社員研修と一口に言っても、目的によって内容や進め方は多岐にわたります。

ここでは、目的別におすすめの研修内容を紹介します。

●新入社員研修

●管理職研修

●専門スキル研修

●営業職研修

●マーケティング研修

それぞれ見ていきましょう。

新入社員研修(基礎知識・マナー習得)

新入社員研修は基礎知識やマナー、業務フローの理解を目的とした研修です。

外部講師を活用すると、社会人スキルを体系的に学ぶことができます。

管理職研修(マネジメント力向上)

管理職研修は、マネジメント力や問題解決能力向上を目的に実施する研修です。

ケーススタディやロールプレイ研修が効果的です。

専門スキル研修(IT・技術系スキル強化)

ITスキルや技術系スキルの強化、資格取得支援など、専門的なスキルの習得を目的とした研修です。

専門スキル研修は高額になりやすいですが、助成金を活用することで研修費用を抑えられます。

営業職研修(提案力・営業力アップ)

営業職研修は、提案力や交渉力、顧客対応力の向上を目的とした研修です。

営業ロールプレイや実践演習を取り入れることで、即戦力の育成も可能です。

マーケティング研修(デジタルマーケ対応など)

マーケティング研修は、デジタルマーケティングや分析スキルの強化を目的とした研修です。

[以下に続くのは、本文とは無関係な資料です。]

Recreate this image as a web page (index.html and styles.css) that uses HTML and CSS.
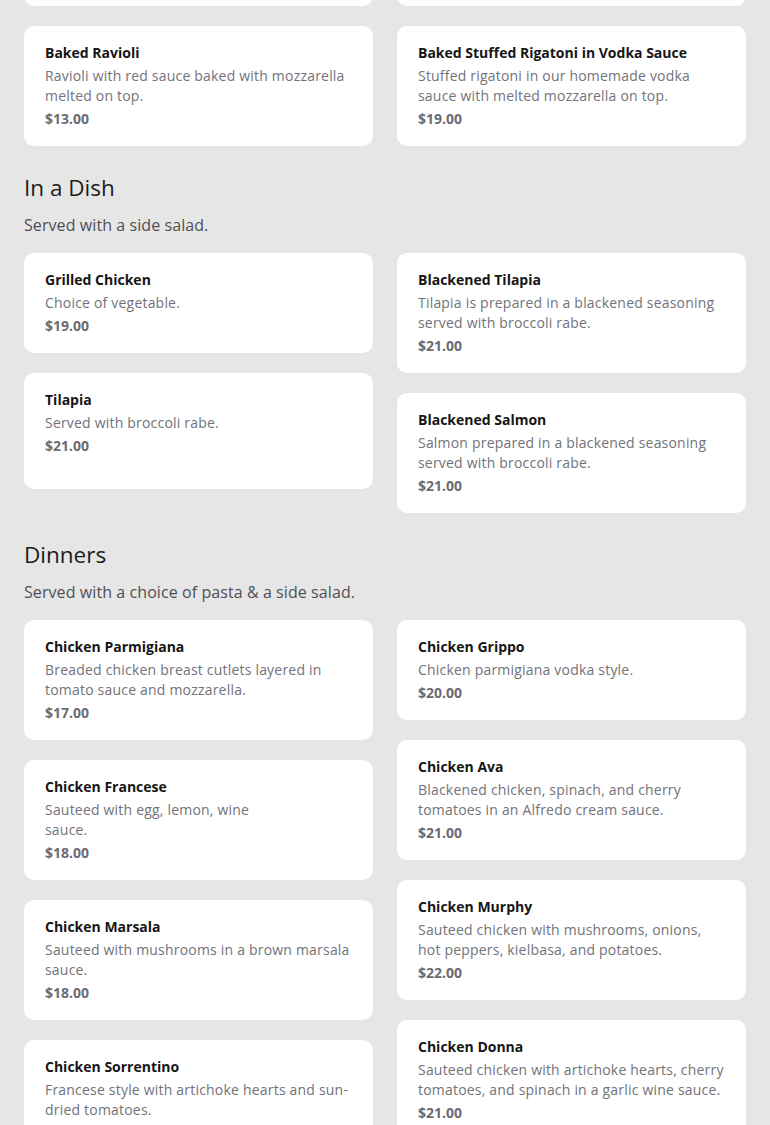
FILE: index.html
```html
<!DOCTYPE html>
<html lang="en">
<head>
<meta charset="utf-8">
<title>Menu</title>
<link rel="stylesheet" href="styles.css">
</head>
<body>
<main class="page">
  <section class="section section--first">
    <div class="grid">
      <div class="stack">
        <article class="card">
          <h3 class="card__title">Baked Ziti</h3>
          <p class="card__desc">Ziti baked with ricotta and mozzarella.</p>
          <p class="card__price">$13.00</p>
        </article>
        <article class="card">
          <h3 class="card__title">Baked Ravioli</h3>
          <p class="card__desc">Ravioli with red sauce baked with mozzarella melted on top.</p>
          <p class="card__price">$13.00</p>
        </article>
      </div>
      <div class="stack">
        <article class="card">
          <h3 class="card__title">Baked Lasagna</h3>
          <p class="card__desc">Homemade lasagna baked with mozzarella.</p>
          <p class="card__price">$15.00</p>
        </article>
        <article class="card">
          <h3 class="card__title">Baked Stuffed Rigatoni in Vodka Sauce</h3>
          <p class="card__desc">Stuffed rigatoni in our homemade vodka sauce with melted mozzarella on top.</p>
          <p class="card__price">$19.00</p>
        </article>
      </div>
    </div>
  </section>

  <section class="section">
    <h2 class="section__title">In a Dish</h2>
    <p class="section__note">Served with a side salad.</p>
    <div class="grid">
      <div class="stack">
        <article class="card">
          <h3 class="card__title">Grilled Chicken</h3>
          <p class="card__desc">Choice of vegetable.</p>
          <p class="card__price">$19.00</p>
        </article>
        <article class="card card--extra">
          <h3 class="card__title">Tilapia</h3>
          <p class="card__desc">Served with broccoli rabe.</p>
          <p class="card__price">$21.00</p>
        </article>
      </div>
      <div class="stack">
        <article class="card">
          <h3 class="card__title">Blackened Tilapia</h3>
          <p class="card__desc">Tilapia is prepared in a blackened seasoning served with broccoli rabe.</p>
          <p class="card__price">$21.00</p>
        </article>
        <article class="card">
          <h3 class="card__title">Blackened Salmon</h3>
          <p class="card__desc">Salmon prepared in a blackened seasoning served with broccoli rabe.</p>
          <p class="card__price">$21.00</p>
        </article>
      </div>
    </div>
  </section>

  <section class="section">
    <h2 class="section__title">Dinners</h2>
    <p class="section__note">Served with a choice of pasta &amp; a side salad.</p>
    <div class="grid">
      <div class="stack">
        <article class="card">
          <h3 class="card__title">Chicken Parmigiana</h3>
          <p class="card__desc">Breaded chicken breast cutlets layered in tomato sauce and mozzarella.</p>
          <p class="card__price">$17.00</p>
        </article>
        <article class="card">
          <h3 class="card__title">Chicken Francese</h3>
          <p class="card__desc">Sauteed with egg, lemon, wine<br>sauce.</p>
          <p class="card__price">$18.00</p>
        </article>
        <article class="card">
          <h3 class="card__title">Chicken Marsala</h3>
          <p class="card__desc">Sauteed with mushrooms in a brown marsala sauce.</p>
          <p class="card__price">$18.00</p>
        </article>
        <article class="card">
          <h3 class="card__title">Chicken Sorrentino</h3>
          <p class="card__desc">Francese style with artichoke hearts and sun-dried tomatoes.</p>
          <p class="card__price">$19.00</p>
        </article>
      </div>
      <div class="stack">
        <article class="card">
          <h3 class="card__title">Chicken Grippo</h3>
          <p class="card__desc">Chicken parmigiana vodka style.</p>
          <p class="card__price">$20.00</p>
        </article>
        <article class="card">
          <h3 class="card__title">Chicken Ava</h3>
          <p class="card__desc">Blackened chicken, spinach, and cherry tomatoes in an Alfredo cream sauce.</p>
          <p class="card__price">$21.00</p>
        </article>
        <article class="card">
          <h3 class="card__title">Chicken Murphy</h3>
          <p class="card__desc">Sauteed chicken with mushrooms, onions, hot peppers, kielbasa, and potatoes.</p>
          <p class="card__price">$22.00</p>
        </article>
        <article class="card">
          <h3 class="card__title">Chicken Donna</h3>
          <p class="card__desc">Sauteed chicken with artichoke hearts, cherry tomatoes, and spinach in a garlic wine sauce.</p>
          <p class="card__price">$21.00</p>
        </article>
      </div>
    </div>
  </section>
</main>
</body>
</html>
```

FILE: styles.css
```css
* { box-sizing: border-box; }

html, body {
  margin: 0;
  padding: 0;
  background: #e6e6e6;
}

body {
  font-family: "Open Sans", "Noto Sans", sans-serif;
  color: #1c1c1c;
}

.page {
  padding: 0 24px 40px;
  margin-top: -94px;
}

.section {
  padding-top: 26px;
}

.section--first {
  padding-top: 0;
}

.section__title {
  margin: 0;
  font-size: 22.5px;
  line-height: 32px;
  font-weight: 400;
  color: #1c1c1c;
}

.section__note {
  margin: 9px 0 16px;
  font-size: 16px;
  line-height: 24px;
  letter-spacing: 0.08px;
  color: #4f4f55;
}

.grid {
  display: grid;
  grid-template-columns: 1fr 1fr;
  column-gap: 24px;
  align-items: start;
}

.stack {
  display: flex;
  flex-direction: column;
  gap: 20px;
}

.card {
  background: #ffffff;
  border-radius: 10px;
  padding: 17px 21px 17px;
}

.card--extra {
  padding-bottom: 33px;
}

.card__title {
  margin: 0 0 3px;
  font-size: 14px;
  line-height: 20px;
  font-weight: 700;
  color: #161616;
}

.card__desc {
  margin: 0 0 3px;
  font-size: 14px;
  line-height: 20px;
  letter-spacing: 0.2px;
  color: #72727a;
}

.card__price {
  margin: 0;
  font-size: 14px;
  line-height: 20px;
  font-weight: 700;
  color: #6b6b73;
}
```
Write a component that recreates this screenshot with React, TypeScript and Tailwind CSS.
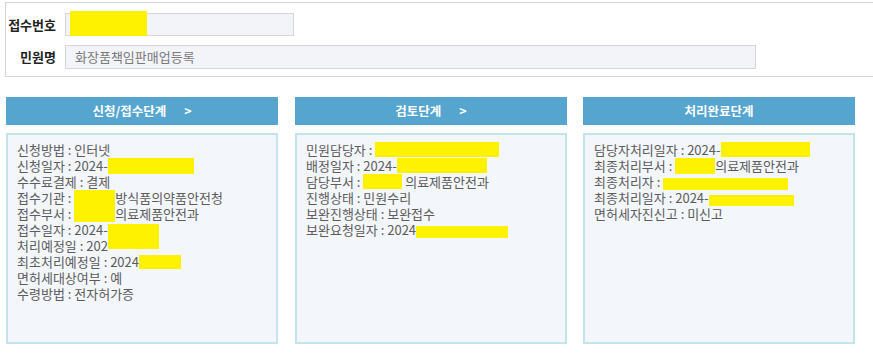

助成金を活用して専門機関の研修を導入することで、最新手法を学ぶことができます。

まとめ

中小企業にとって社員研修は成長戦略の要となる一方で、費用面が大きな課題となることも少なくありません。

しかし、国や自治体の助成金制度を活用すれば、費用負担を抑えながら、質の高い研修を行うことができます。

制度の条件や申請手順を理解し、計画的に進めることで、社員のスキルアップやキャリア形成にもつながるでしょう。

「研修を実施したいけれど、費用面が心配で踏み切れない」という経営者や人事・経理担当の方は、ぜひこの記事を参考に、助成金制度の活用を検討してみてください。